= Pikeman's dog =

Dog present at the Battle of the Eureka Stockade

During the Battle of the Eureka Stockade, there was a dog that remained at the side of one of the pikemen and even followed his dead body to the cemetery. Christopher Crook, who was a correspondent for the Geelong Advertiser, is quoted in William Wither's A History of Ballarat as saying:

A little terrier sat on the breast of the man I spoke of, and kept a continuous howl; it was removed, but always returned to the same spot, and when the miner's body was huddled, with the other corpses, into the cart, the little dog jumped in after him, and lying on his dead master's breast, began howling again.

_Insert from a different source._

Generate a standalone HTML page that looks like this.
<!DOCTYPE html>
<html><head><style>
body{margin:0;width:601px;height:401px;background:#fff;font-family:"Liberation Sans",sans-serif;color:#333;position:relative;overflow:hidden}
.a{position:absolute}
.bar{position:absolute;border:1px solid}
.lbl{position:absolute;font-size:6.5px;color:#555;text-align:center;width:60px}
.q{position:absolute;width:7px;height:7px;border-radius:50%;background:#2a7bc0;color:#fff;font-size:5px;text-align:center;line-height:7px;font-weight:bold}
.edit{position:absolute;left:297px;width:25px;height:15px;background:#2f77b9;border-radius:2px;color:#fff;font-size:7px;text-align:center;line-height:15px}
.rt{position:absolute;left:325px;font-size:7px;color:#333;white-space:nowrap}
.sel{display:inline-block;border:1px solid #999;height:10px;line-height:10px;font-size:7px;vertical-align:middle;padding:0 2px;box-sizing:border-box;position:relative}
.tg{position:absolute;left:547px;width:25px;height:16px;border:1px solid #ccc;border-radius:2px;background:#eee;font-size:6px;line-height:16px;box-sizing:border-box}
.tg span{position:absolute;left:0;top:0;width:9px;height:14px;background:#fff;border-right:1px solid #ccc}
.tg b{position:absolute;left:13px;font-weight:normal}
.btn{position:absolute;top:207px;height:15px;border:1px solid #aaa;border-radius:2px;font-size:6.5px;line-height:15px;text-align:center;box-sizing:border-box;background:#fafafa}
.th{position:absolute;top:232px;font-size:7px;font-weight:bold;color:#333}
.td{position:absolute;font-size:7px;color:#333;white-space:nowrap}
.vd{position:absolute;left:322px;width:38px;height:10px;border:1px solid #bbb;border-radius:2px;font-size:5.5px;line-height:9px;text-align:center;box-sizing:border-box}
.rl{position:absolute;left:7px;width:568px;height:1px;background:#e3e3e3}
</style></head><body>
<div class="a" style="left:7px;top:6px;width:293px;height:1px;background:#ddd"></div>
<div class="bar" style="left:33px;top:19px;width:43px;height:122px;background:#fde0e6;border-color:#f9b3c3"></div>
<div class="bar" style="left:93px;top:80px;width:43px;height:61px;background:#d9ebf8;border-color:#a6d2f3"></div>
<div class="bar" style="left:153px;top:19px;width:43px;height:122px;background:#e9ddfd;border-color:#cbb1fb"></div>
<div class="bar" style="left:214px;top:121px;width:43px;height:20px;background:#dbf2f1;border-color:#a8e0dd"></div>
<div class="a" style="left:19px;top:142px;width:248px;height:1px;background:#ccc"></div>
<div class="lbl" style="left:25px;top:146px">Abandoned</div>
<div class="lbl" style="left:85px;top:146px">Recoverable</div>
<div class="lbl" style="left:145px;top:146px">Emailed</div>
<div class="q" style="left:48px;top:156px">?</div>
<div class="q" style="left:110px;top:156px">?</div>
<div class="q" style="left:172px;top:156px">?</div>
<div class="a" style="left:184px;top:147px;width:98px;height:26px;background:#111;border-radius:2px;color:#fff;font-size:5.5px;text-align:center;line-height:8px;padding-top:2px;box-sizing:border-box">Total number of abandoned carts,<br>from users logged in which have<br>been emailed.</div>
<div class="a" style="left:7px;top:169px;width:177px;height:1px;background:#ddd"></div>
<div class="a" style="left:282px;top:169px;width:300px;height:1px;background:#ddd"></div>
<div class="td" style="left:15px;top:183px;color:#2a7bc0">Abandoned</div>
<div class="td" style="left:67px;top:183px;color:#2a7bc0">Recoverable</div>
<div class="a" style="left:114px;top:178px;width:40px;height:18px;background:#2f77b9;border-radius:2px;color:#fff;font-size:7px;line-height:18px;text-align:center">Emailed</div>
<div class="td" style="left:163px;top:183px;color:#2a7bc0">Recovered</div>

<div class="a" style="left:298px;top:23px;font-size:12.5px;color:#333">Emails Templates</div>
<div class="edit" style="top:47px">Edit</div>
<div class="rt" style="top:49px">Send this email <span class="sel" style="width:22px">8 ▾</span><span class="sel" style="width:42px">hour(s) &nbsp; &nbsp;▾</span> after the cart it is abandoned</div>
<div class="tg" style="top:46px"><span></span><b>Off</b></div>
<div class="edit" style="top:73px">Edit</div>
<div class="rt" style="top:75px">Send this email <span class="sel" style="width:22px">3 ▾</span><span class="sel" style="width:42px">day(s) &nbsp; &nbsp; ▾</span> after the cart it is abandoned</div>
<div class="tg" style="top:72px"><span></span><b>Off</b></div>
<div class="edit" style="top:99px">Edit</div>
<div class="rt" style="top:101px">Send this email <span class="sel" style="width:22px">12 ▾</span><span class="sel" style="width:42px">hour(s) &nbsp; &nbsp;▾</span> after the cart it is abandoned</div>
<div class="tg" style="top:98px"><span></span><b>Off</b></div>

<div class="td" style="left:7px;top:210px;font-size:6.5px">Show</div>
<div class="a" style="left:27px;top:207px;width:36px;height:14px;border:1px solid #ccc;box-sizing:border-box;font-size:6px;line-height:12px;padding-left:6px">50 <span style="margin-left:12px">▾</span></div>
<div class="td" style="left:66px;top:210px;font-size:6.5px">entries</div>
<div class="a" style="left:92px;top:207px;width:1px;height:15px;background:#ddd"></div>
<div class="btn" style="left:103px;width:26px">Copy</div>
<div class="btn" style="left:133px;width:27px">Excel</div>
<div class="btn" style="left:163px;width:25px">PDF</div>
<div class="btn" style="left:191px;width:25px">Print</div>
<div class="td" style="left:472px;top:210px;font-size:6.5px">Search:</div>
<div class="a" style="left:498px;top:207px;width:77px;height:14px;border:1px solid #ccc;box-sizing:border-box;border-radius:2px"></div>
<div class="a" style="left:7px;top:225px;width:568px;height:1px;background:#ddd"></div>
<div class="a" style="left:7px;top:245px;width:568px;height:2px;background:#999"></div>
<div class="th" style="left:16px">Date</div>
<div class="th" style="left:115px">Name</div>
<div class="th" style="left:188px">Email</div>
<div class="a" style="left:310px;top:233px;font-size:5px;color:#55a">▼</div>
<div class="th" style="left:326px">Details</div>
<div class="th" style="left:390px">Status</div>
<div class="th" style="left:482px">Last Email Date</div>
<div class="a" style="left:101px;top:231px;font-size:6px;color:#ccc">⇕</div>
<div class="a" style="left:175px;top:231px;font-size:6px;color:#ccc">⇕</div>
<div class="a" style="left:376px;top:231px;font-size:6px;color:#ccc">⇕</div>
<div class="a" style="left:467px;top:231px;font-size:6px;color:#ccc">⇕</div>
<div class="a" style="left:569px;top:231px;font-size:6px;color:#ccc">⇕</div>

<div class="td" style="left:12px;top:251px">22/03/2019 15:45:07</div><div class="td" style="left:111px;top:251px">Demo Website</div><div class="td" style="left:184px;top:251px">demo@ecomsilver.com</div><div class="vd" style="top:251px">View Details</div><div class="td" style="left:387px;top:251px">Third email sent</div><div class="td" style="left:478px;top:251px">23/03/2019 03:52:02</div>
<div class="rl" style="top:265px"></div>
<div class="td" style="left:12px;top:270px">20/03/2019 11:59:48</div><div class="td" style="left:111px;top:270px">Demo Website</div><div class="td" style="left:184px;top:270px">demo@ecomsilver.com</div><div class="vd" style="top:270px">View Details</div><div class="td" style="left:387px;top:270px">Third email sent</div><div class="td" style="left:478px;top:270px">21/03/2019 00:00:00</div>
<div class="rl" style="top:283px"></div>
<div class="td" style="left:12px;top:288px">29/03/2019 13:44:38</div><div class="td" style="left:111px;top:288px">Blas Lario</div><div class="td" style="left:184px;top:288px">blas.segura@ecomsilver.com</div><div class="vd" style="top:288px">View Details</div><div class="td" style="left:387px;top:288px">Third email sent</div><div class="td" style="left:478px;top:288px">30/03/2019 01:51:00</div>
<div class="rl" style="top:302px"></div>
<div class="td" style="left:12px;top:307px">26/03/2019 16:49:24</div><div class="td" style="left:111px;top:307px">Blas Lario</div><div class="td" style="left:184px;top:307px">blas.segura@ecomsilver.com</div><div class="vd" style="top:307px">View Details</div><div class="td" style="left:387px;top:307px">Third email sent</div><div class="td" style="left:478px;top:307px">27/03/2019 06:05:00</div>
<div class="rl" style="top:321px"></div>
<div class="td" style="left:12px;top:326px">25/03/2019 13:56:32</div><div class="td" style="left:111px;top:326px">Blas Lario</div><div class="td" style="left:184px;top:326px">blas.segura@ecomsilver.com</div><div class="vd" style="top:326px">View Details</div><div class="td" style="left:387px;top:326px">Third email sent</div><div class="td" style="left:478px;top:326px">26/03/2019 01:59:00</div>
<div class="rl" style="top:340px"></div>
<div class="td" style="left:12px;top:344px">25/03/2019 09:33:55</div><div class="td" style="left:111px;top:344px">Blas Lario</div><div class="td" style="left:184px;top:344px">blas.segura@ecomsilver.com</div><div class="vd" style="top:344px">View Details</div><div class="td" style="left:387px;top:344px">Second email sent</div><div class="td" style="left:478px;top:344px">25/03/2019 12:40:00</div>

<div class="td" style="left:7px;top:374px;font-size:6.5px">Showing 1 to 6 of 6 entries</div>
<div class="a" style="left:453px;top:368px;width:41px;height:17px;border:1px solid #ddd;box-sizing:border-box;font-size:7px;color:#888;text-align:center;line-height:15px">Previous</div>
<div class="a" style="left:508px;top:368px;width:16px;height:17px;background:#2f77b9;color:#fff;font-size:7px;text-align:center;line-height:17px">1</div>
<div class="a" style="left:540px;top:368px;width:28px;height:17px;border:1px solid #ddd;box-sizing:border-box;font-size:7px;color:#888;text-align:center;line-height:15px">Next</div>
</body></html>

The pikeman may have been William Emmerman or Edward Thonen. Eurekapedia references an unpublished diary that refers to Emmermann as the owner of the Pikeman's dog, although Peter Lalor said it may have belonged to Thonen. James Graham Smith's account suggests the dog belonged to Thonen, stating:

Police Constable Coulson, my shipmate, was expelling the faithful little dog and when I remonstrated with him for doing so he said, 'What do you think of your work, Smith?' .... I ... went into the hut where Thonen, the blacksmith, who made the pikes for the insurgents, lay dying with the late Dr Hobbson [sic] moistening the lips of the victim of a short sighted government.

==Awards and memorials==

The Pikeman's dog was the fourth animal to be awarded the Purple Cross Award, named after the Purple Cross Society, founded by veterinarians during the First World War to care for horses. Administered by the RSPCA, the award recognises animals that have overcome their natural fear and instincts for self-preservation to assist humans. There was a ceremony that took place at the Art Gallery of Ballarat on 30 November 1997 where Detective Sergeant Peter Lalor, great-great-grandson of Peter Lalor, accepted the award on behalf of the Eureka trust with the "King" fragments of the Eureka Flag as the background.

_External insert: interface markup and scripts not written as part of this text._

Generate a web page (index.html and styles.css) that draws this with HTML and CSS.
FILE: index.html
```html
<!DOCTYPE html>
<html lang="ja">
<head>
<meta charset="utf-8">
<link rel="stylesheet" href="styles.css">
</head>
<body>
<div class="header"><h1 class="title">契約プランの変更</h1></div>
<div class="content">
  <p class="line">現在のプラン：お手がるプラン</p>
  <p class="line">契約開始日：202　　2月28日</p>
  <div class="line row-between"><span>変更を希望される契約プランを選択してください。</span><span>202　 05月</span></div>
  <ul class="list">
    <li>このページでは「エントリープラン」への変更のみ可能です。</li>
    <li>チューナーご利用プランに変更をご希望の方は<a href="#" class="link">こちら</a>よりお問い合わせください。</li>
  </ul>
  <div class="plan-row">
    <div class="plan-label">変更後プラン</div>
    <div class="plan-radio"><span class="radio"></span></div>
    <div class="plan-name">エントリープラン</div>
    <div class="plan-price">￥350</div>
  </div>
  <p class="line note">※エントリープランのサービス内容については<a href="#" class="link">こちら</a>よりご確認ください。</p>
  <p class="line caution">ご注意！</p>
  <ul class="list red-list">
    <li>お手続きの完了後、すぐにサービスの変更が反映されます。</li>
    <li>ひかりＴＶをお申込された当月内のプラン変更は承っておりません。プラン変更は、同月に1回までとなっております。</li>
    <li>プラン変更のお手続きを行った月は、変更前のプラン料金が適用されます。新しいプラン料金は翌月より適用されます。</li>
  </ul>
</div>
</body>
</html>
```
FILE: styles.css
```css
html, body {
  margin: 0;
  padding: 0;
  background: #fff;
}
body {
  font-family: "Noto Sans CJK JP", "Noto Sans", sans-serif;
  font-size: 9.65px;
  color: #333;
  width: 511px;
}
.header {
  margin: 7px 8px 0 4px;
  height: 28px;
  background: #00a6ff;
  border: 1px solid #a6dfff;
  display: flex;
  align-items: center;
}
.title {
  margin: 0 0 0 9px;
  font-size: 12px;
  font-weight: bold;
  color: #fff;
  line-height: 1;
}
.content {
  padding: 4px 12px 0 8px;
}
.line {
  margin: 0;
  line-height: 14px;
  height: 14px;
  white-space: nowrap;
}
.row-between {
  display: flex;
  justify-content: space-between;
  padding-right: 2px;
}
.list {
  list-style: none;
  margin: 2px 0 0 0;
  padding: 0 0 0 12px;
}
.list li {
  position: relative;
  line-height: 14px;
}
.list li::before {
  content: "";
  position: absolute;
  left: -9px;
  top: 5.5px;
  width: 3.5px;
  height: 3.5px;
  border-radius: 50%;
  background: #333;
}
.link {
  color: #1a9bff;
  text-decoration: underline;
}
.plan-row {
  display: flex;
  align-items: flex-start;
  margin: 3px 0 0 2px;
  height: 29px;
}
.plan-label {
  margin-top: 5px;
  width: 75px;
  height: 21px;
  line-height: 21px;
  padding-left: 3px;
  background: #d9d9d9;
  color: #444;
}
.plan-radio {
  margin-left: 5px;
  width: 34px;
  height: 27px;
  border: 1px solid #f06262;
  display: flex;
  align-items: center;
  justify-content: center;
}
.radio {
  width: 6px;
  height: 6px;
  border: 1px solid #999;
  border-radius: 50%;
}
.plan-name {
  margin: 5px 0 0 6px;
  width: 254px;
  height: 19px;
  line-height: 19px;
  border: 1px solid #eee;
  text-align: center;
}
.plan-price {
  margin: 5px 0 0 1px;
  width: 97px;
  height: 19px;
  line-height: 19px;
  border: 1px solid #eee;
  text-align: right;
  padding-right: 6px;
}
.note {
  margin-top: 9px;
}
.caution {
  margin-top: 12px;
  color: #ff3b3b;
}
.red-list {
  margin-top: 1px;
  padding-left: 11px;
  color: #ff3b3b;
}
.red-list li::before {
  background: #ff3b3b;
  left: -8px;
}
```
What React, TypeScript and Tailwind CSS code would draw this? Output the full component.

There is also a life-size bronze sculpture of the Pikeman's dog that was unveiled in the courtyard of the interpretative centre at Eureka Stockade Memorial Park on 5 December 1999 in a ceremony that was attended by the Victorian premier Steve Bracks, former prime minister Gough Whitlam, and the Irish ambassador Richard O'Brien.

==See also==
- Battle of the Eureka Stockade

==Bibliography==
- "The Eureka Encyclopedia" (2004)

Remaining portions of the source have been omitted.